## [Exercise aim]
Write out the entire listing below exactly, with the pictures left out.

===== Dataset content

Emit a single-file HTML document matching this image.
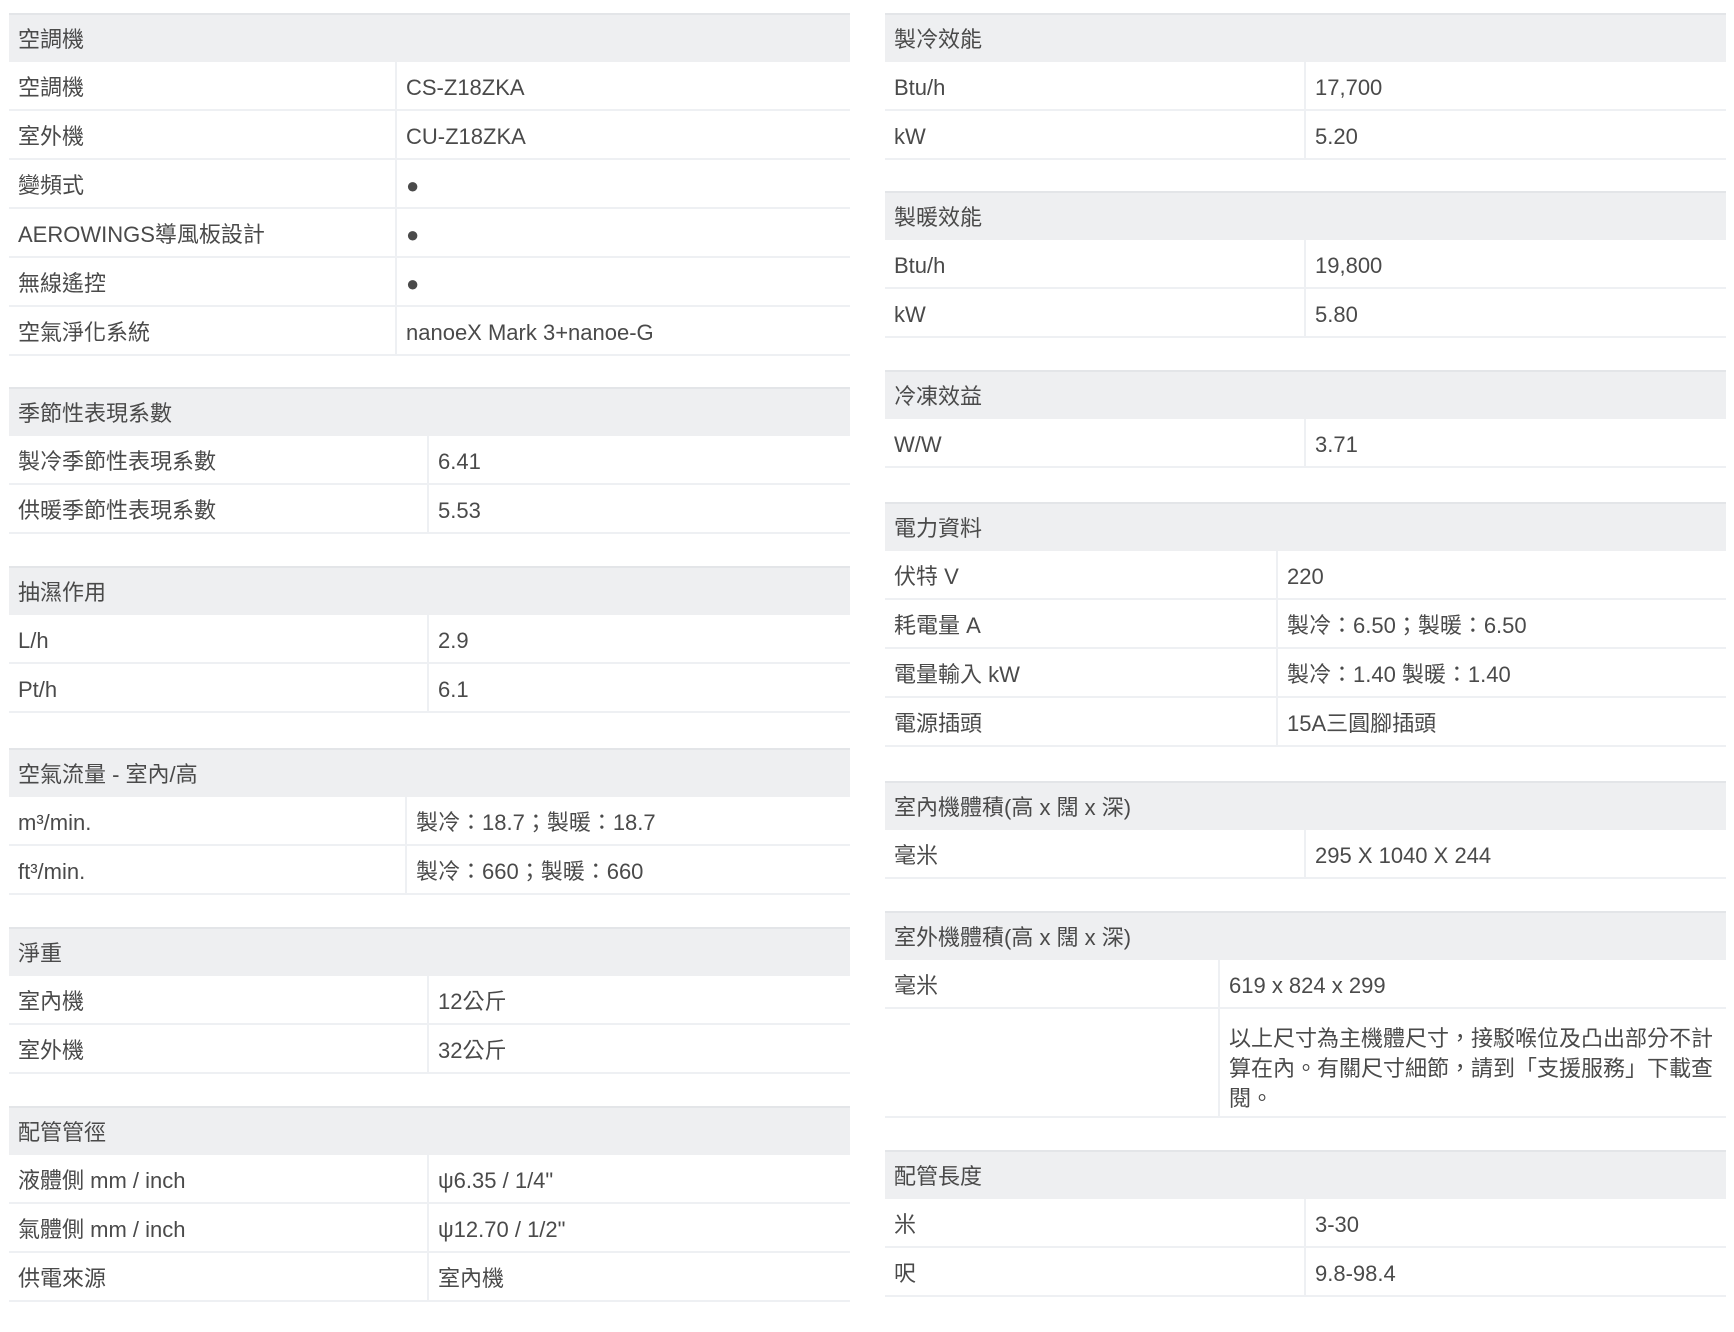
<!DOCTYPE html>
<html><head><meta charset="utf-8"><style>
*{margin:0;padding:0;box-sizing:border-box}
body{width:1734px;height:1332px;background:#fff;position:relative;overflow:hidden;font-family:"Liberation Sans","Noto Sans CJK TC",sans-serif;font-size:22px;color:#4a4a4a}
.t{position:absolute}
.h{height:49px;background:#eeeff1;border-top:2px solid #e3e5e8;padding-left:9px;padding-top:2px;line-height:46px;white-space:nowrap}
.r{display:flex;height:49px;border-bottom:2px solid #eef0f3}
.r>div{line-height:47px;padding-left:9px;padding-top:2px;white-space:nowrap}
.r>.k{border-right:2px solid #eef0f3}
.tall{height:109px}
.tall>.v{line-height:30px;padding-top:15px!important}
</style></head><body>

<div class="t" style="left:9px;top:13px;width:841px">
<div class="h">空調機</div>
<div class="r"><div class="k" style="width:388px">空調機</div><div class="v">CS-Z18ZKA</div></div>
<div class="r"><div class="k" style="width:388px">室外機</div><div class="v">CU-Z18ZKA</div></div>
<div class="r"><div class="k" style="width:388px">變頻式</div><div class="v">●</div></div>
<div class="r"><div class="k" style="width:388px">AEROWINGS導風板設計</div><div class="v">●</div></div>
<div class="r"><div class="k" style="width:388px">無線遙控</div><div class="v">●</div></div>
<div class="r"><div class="k" style="width:388px">空氣淨化系統</div><div class="v">nanoeX Mark 3+nanoe-G</div></div>
</div>

<div class="t" style="left:9px;top:387px;width:841px">
<div class="h">季節性表現系數</div>
<div class="r"><div class="k" style="width:420px">製冷季節性表現系數</div><div class="v">6.41</div></div>
<div class="r"><div class="k" style="width:420px">供暖季節性表現系數</div><div class="v">5.53</div></div>
</div>

<div class="t" style="left:9px;top:566px;width:841px">
<div class="h">抽濕作用</div>
<div class="r"><div class="k" style="width:420px">L/h</div><div class="v">2.9</div></div>
<div class="r"><div class="k" style="width:420px">Pt/h</div><div class="v">6.1</div></div>
</div>

<div class="t" style="left:9px;top:748px;width:841px">
<div class="h">空氣流量 - 室內/高</div>
<div class="r"><div class="k" style="width:398px">m³/min.</div><div class="v">製冷：18.7；製暖：18.7</div></div>
<div class="r"><div class="k" style="width:398px">ft³/min.</div><div class="v">製冷：660；製暖：660</div></div>
</div>

<div class="t" style="left:9px;top:927px;width:841px">
<div class="h">淨重</div>
<div class="r"><div class="k" style="width:420px">室內機</div><div class="v">12公斤</div></div>
<div class="r"><div class="k" style="width:420px">室外機</div><div class="v">32公斤</div></div>
</div>

<div class="t" style="left:9px;top:1106px;width:841px">
<div class="h">配管管徑</div>
<div class="r"><div class="k" style="width:420px">液體側 mm / inch</div><div class="v">ψ6.35 / 1/4"</div></div>
<div class="r"><div class="k" style="width:420px">氣體側 mm / inch</div><div class="v">ψ12.70 / 1/2"</div></div>
<div class="r"><div class="k" style="width:420px">供電來源</div><div class="v">室內機</div></div>
</div>

<div class="t" style="left:885px;top:13px;width:841px">
<div class="h">製冷效能</div>
<div class="r"><div class="k" style="width:421px">Btu/h</div><div class="v">17,700</div></div>
<div class="r"><div class="k" style="width:421px">kW</div><div class="v">5.20</div></div>
</div>

<div class="t" style="left:885px;top:191px;width:841px">
<div class="h">製暖效能</div>
<div class="r"><div class="k" style="width:421px">Btu/h</div><div class="v">19,800</div></div>
<div class="r"><div class="k" style="width:421px">kW</div><div class="v">5.80</div></div>
</div>

<div class="t" style="left:885px;top:370px;width:841px">
<div class="h">冷凍效益</div>
<div class="r"><div class="k" style="width:421px">W/W</div><div class="v">3.71</div></div>
</div>

<div class="t" style="left:885px;top:502px;width:841px">
<div class="h">電力資料</div>
<div class="r"><div class="k" style="width:393px">伏特 V</div><div class="v">220</div></div>
<div class="r"><div class="k" style="width:393px">耗電量 A</div><div class="v">製冷：6.50；製暖：6.50</div></div>
<div class="r"><div class="k" style="width:393px">電量輸入 kW</div><div class="v">製冷：1.40 製暖：1.40</div></div>
<div class="r"><div class="k" style="width:393px">電源插頭</div><div class="v">15A三圓腳插頭</div></div>
</div>

<div class="t" style="left:885px;top:781px;width:841px">
<div class="h">室內機體積(高 x 闊 x 深)</div>
<div class="r"><div class="k" style="width:421px">毫米</div><div class="v">295 X 1040 X 244</div></div>
</div>

<div class="t" style="left:885px;top:911px;width:841px">
<div class="h">室外機體積(高 x 闊 x 深)</div>
<div class="r"><div class="k" style="width:335px">毫米</div><div class="v">619 x 824 x 299</div></div>
<div class="r tall"><div class="k" style="width:335px"></div><div class="v">以上尺寸為主機體尺寸，接駁喉位及凸出部分不計<br>算在內。有關尺寸細節，請到「支援服務」下載查<br>閱。</div></div>
</div>

<div class="t" style="left:885px;top:1150px;width:841px">
<div class="h">配管長度</div>
<div class="r"><div class="k" style="width:421px">米</div><div class="v">3-30</div></div>
<div class="r"><div class="k" style="width:421px">呎</div><div class="v">9.8-98.4</div></div>
</div>

</body></html>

==========

## [Solution for this exercise]
Emit a single-file HTML document matching this image.
<!DOCTYPE html>
<html><head><meta charset="utf-8"><style>
*{margin:0;padding:0;box-sizing:border-box}
body{width:1734px;height:1332px;background:#fff;position:relative;overflow:hidden;font-family:"Liberation Sans","Noto Sans CJK TC",sans-serif;font-size:22px;color:#4a4a4a}
.t{position:absolute}
.h{height:49px;background:#eeeff1;border-top:2px solid #e3e5e8;padding-left:9px;padding-top:2px;line-height:46px;white-space:nowrap}
.r{display:flex;height:49px;border-bottom:2px solid #eef0f3}
.r>div{line-height:47px;padding-left:9px;padding-top:2px;white-space:nowrap}
.r>.k{border-right:2px solid #eef0f3}
.tall{height:109px}
.tall>.v{line-height:30px;padding-top:15px!important}
</style></head><body>

<div class="t" style="left:9px;top:13px;width:841px">
<div class="h">空調機</div>
<div class="r"><div class="k" style="width:388px">空調機</div><div class="v">CS-Z18ZKA</div></div>
<div class="r"><div class="k" style="width:388px">室外機</div><div class="v">CU-Z18ZKA</div></div>
<div class="r"><div class="k" style="width:388px">變頻式</div><div class="v">●</div></div>
<div class="r"><div class="k" style="width:388px">AEROWINGS導風板設計</div><div class="v">●</div></div>
<div class="r"><div class="k" style="width:388px">無線遙控</div><div class="v">●</div></div>
<div class="r"><div class="k" style="width:388px">空氣淨化系統</div><div class="v">nanoeX Mark 3+nanoe-G</div></div>
</div>

<div class="t" style="left:9px;top:387px;width:841px">
<div class="h">季節性表現系數</div>
<div class="r"><div class="k" style="width:420px">製冷季節性表現系數</div><div class="v">6.41</div></div>
<div class="r"><div class="k" style="width:420px">供暖季節性表現系數</div><div class="v">5.53</div></div>
</div>

<div class="t" style="left:9px;top:566px;width:841px">
<div class="h">抽濕作用</div>
<div class="r"><div class="k" style="width:420px">L/h</div><div class="v">2.9</div></div>
<div class="r"><div class="k" style="width:420px">Pt/h</div><div class="v">6.1</div></div>
</div>

<div class="t" style="left:9px;top:748px;width:841px">
<div class="h">空氣流量 - 室內/高</div>
<div class="r"><div class="k" style="width:398px">m³/min.</div><div class="v">製冷：18.7；製暖：18.7</div></div>
<div class="r"><div class="k" style="width:398px">ft³/min.</div><div class="v">製冷：660；製暖：660</div></div>
</div>

<div class="t" style="left:9px;top:927px;width:841px">
<div class="h">淨重</div>
<div class="r"><div class="k" style="width:420px">室內機</div><div class="v">12公斤</div></div>
<div class="r"><div class="k" style="width:420px">室外機</div><div class="v">32公斤</div></div>
</div>

<div class="t" style="left:9px;top:1106px;width:841px">
<div class="h">配管管徑</div>
<div class="r"><div class="k" style="width:420px">液體側 mm / inch</div><div class="v">ψ6.35 / 1/4"</div></div>
<div class="r"><div class="k" style="width:420px">氣體側 mm / inch</div><div class="v">ψ12.70 / 1/2"</div></div>
<div class="r"><div class="k" style="width:420px">供電來源</div><div class="v">室內機</div></div>
</div>

<div class="t" style="left:885px;top:13px;width:841px">
<div class="h">製冷效能</div>
<div class="r"><div class="k" style="width:421px">Btu/h</div><div class="v">17,700</div></div>
<div class="r"><div class="k" style="width:421px">kW</div><div class="v">5.20</div></div>
</div>

<div class="t" style="left:885px;top:191px;width:841px">
<div class="h">製暖效能</div>
<div class="r"><div class="k" style="width:421px">Btu/h</div><div class="v">19,800</div></div>
<div class="r"><div class="k" style="width:421px">kW</div><div class="v">5.80</div></div>
</div>

<div class="t" style="left:885px;top:370px;width:841px">
<div class="h">冷凍效益</div>
<div class="r"><div class="k" style="width:421px">W/W</div><div class="v">3.71</div></div>
</div>

<div class="t" style="left:885px;top:502px;width:841px">
<div class="h">電力資料</div>
<div class="r"><div class="k" style="width:393px">伏特 V</div><div class="v">220</div></div>
<div class="r"><div class="k" style="width:393px">耗電量 A</div><div class="v">製冷：6.50；製暖：6.50</div></div>
<div class="r"><div class="k" style="width:393px">電量輸入 kW</div><div class="v">製冷：1.40 製暖：1.40</div></div>
<div class="r"><div class="k" style="width:393px">電源插頭</div><div class="v">15A三圓腳插頭</div></div>
</div>

<div class="t" style="left:885px;top:781px;width:841px">
<div class="h">室內機體積(高 x 闊 x 深)</div>
<div class="r"><div class="k" style="width:421px">毫米</div><div class="v">295 X 1040 X 244</div></div>
</div>

<div class="t" style="left:885px;top:911px;width:841px">
<div class="h">室外機體積(高 x 闊 x 深)</div>
<div class="r"><div class="k" style="width:335px">毫米</div><div class="v">619 x 824 x 299</div></div>
<div class="r tall"><div class="k" style="width:335px"></div><div class="v">以上尺寸為主機體尺寸，接駁喉位及凸出部分不計<br>算在內。有關尺寸細節，請到「支援服務」下載查<br>閱。</div></div>
</div>

<div class="t" style="left:885px;top:1150px;width:841px">
<div class="h">配管長度</div>
<div class="r"><div class="k" style="width:421px">米</div><div class="v">3-30</div></div>
<div class="r"><div class="k" style="width:421px">呎</div><div class="v">9.8-98.4</div></div>
</div>

</body></html>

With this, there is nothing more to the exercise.